Best Practice Description
Check robots.txt Each site’s /robots.txt defines which pages are allowed for automated access.
Respect Terms of Service Avoid scraping content that violates usage policies.
Rate Limiting Add random delays to avoid overloading servers.
Avoid Personal Data Never collect sensitive or private user info.
Credit Sources Cite data sources when republishing results.

Example — check permissions:

import requests
print(requests.get("https://www.example-news-site.com/robots.txt").text)

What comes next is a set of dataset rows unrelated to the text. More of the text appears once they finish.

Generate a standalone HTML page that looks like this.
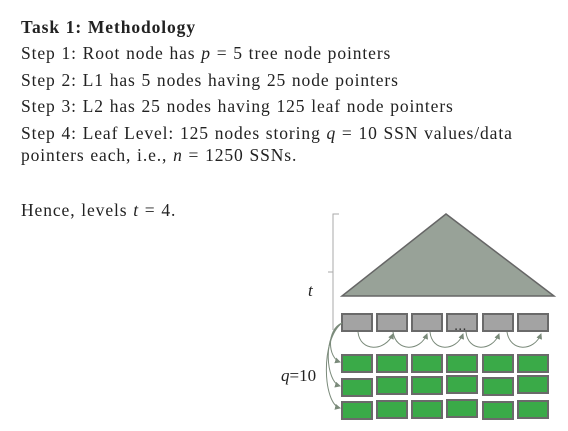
<!DOCTYPE html>
<html><head><style>
body{margin:0;background:#fff;width:568px;height:431px;overflow:hidden;position:relative;font-family:"Liberation Serif",serif;color:#222;}
.l{position:absolute;left:21px;font-size:17.5px;letter-spacing:0.9px;word-spacing:0.5px;white-space:nowrap;}
b{font-weight:bold}
</style></head><body>
<div class="l" style="top:17px"><b>Task 1: Methodology</b></div>
<div class="l" style="top:43px">Step 1: Root node has <i>p</i> = 5 tree node pointers</div>
<div class="l" style="top:70px">Step 2: L1 has 5 nodes having 25 node pointers</div>
<div class="l" style="top:96px">Step 3: L2 has 25 nodes having 125 leaf node pointers</div>
<div class="l" style="top:123px">Step 4: Leaf Level: 125 nodes storing <i>q</i> = 10 SSN values/data</div>
<div class="l" style="top:145px">pointers each, i.e., <i>n</i> = 1250 SSNs.</div>
<div class="l" style="top:200px">Hence, levels <i>t</i> = 4.</div>
<svg width="568" height="431" style="position:absolute;left:0;top:0">
<defs><marker id="a" markerWidth="6" markerHeight="6" refX="5" refY="3" orient="auto"><path d="M0,0 L6,3 L0,6z" fill="#7a8a7a"/></marker></defs>
<path d="M339,214 h-6 v58 h-5 M333,272 v58" stroke="#aaa" fill="none" stroke-width="1"/>
<text x="308" y="296" font-family="Liberation Serif" font-style="italic" font-size="17" fill="#222">t</text>
<text x="281" y="381" font-family="Liberation Serif" font-size="17" fill="#222"><tspan font-style="italic">q</tspan>=10</text>
<polygon points="446,214 342,296 554,296" fill="#98a298" stroke="#666" stroke-width="1.5"/>
<g fill="#a3a3a3" stroke="#6a6a6a" stroke-width="2">
<rect x="342" y="314" width="30" height="17"/><rect x="377" y="314" width="30" height="17"/><rect x="412" y="314" width="30" height="17"/><rect x="447" y="314" width="30" height="17"/><rect x="483" y="314" width="30" height="17"/><rect x="518" y="314" width="30" height="17"/>
</g>
<text x="454" y="330" font-size="15" fill="#333" font-family="Liberation Sans">...</text>
<g fill="none" stroke="#7a8a7a" stroke-width="1" marker-end="url(#a)">
<path d="M358,332 C360,352 385,352 393,334"/><path d="M393,332 C396,352 420,352 427,334"/><path d="M430,332 C432,352 456,352 463,334"/><path d="M466,332 C468,352 492,352 499,334"/><path d="M507,332 C510,352 534,352 541,334"/>
<path d="M342,323 C326,330 328,358 340,362"/><path d="M342,323 C322,335 326,382 340,386"/><path d="M342,323 C320,340 323,404 340,408"/>
</g>
<g fill="#3aaa48" stroke="#6a6a6a" stroke-width="2">
<rect x="342" y="355" width="30" height="17"/><rect x="377" y="355" width="30" height="17"/><rect x="412" y="355" width="30" height="17"/><rect x="447" y="355" width="30" height="17"/><rect x="483" y="355" width="30" height="17"/><rect x="518" y="355" width="30" height="17"/>
<rect x="342" y="379" width="30" height="17"/><rect x="377" y="377" width="30" height="17"/><rect x="412" y="377" width="30" height="17"/><rect x="447" y="376" width="30" height="17"/><rect x="483" y="378" width="30" height="17"/><rect x="518" y="376" width="30" height="17"/>
<rect x="342" y="402" width="30" height="17"/><rect x="377" y="401" width="30" height="17"/><rect x="412" y="401" width="30" height="17"/><rect x="447" y="400" width="30" height="17"/><rect x="483" y="402" width="30" height="17"/><rect x="518" y="401" width="30" height="17"/>
</g>
</svg>
</body></html>
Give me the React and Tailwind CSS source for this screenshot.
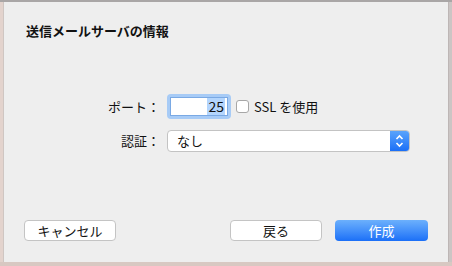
const font = { fontFamily: '"Noto Sans CJK JP", "Noto Sans", sans-serif' };

export default function App() {
  return (
    <div className="w-[452px] h-[266px] flex flex-col bg-[#dccdc7] overflow-hidden" style={font}>
      <div className="h-[2px] bg-[#a9a6a6]" />
      <div className="flex h-[260px]">
        <div className="w-[4px] bg-[#e3d3cd] border-r border-[#cfc6c2]" />
        <div className="flex-1 bg-[#eeeeee] flex flex-col text-[#111]">
          <div className="pl-[22px] pt-[21px] text-[13px] font-bold leading-[16px]">送信メールサーバの情報</div>

          <div className="mt-[55px] grid grid-cols-[156px_auto] gap-x-[7px] gap-y-[11px] items-center text-[13px]">
            <div className="text-right">ポート：</div>
            <div className="flex items-center">
              <div className="w-[64px] h-[25px] rounded-[4px] bg-[#a7cbf6] p-[3px]">
                <div className="h-full bg-white border border-[#7aa9e4] flex items-center justify-end pr-[2px]">
                  <span className="bg-[#b3d5fd] leading-[17px] px-[1px] text-[14px]">25</span>
                </div>
              </div>
              <div className="ml-[5px] w-[13px] h-[13px] rounded-[3px] border border-[#a7a7a7] bg-white" />
              <span className="ml-[5px]">SSL を使用</span>
            </div>

            <div className="text-right">認証：</div>
            <div className="w-[243px] h-[22px] rounded-[4px] border border-[#c3c3c3] bg-white flex items-stretch overflow-hidden">
              <span className="flex-1 pl-[9px] leading-[20px]">なし</span>
              <div className="w-[19px] bg-gradient-to-b from-[#5aa3fb] to-[#1a6ff7] flex items-center justify-center">
                <svg width="9" height="14" viewBox="0 0 9 14" fill="none" stroke="white" strokeWidth="1.6">
                  <path d="M1.5 5 L4.5 2 L7.5 5" />
                  <path d="M1.5 9 L4.5 12 L7.5 9" />
                </svg>
              </div>
            </div>
          </div>

          <div className="mt-auto mb-[21px] flex items-center text-[13px] px-[20px]">
            <button className="w-[92px] h-[21px] rounded-[4px] border border-[#c4c4c4] bg-white leading-[19px]">キャンセル</button>
            <button className="ml-auto w-[92px] h-[21px] rounded-[4px] border border-[#c4c4c4] bg-white leading-[19px]">戻る</button>
            <button className="ml-[13px] w-[93px] h-[21px] rounded-[4px] bg-gradient-to-b from-[#6cb0fc] to-[#1a6ff7] text-white leading-[21px]">作成</button>
          </div>
        </div>
        <div className="w-[4px] bg-[#cbc5c4] border-l border-[#bdb6b5]" />
      </div>
      <div className="flex-1 bg-[#d8c8c2]" />
    </div>
  );
}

🧰 7. When to Use Selenium or Playwright

If the site uses JavaScript to load data dynamically, static scraping won’t work.
Use automation frameworks that simulate a real browser:

# Example with Selenium (optional)
from selenium import webdriver
from bs4 import BeautifulSoup

driver = webdriver.Chrome()
driver.get("https://example.com")
soup = BeautifulSoup(driver.page_source, "html.parser")
driver.quit()

💡 8. Practical Use Cases

Category Example
E‑commerce Price tracking, product catalog monitoring
News & Media Headline aggregation, trend detection
Research Collecting academic abstracts or datasets
Social Media Hashtag monitoring, public post tracking
Real Estate Listing aggregation, price analysis

🚀 9. Takeaways

  • Use BeautifulSoup for simple static websites.
  • Always handle errors and request delays gracefully.
  • Respect robots.txt and site policies.
  • For dynamic content, use Selenium or Playwright.
  • Store your data in structured formats like CSV or JSON.

🧭 Conclusion

Building a web scraper is a practical and valuable project that bridges programming, automation, and data analysis.
With a few lines of Python, you can extract, clean, and structure data from across the web — responsibly and efficiently.

“With great scraping power comes great responsibility.”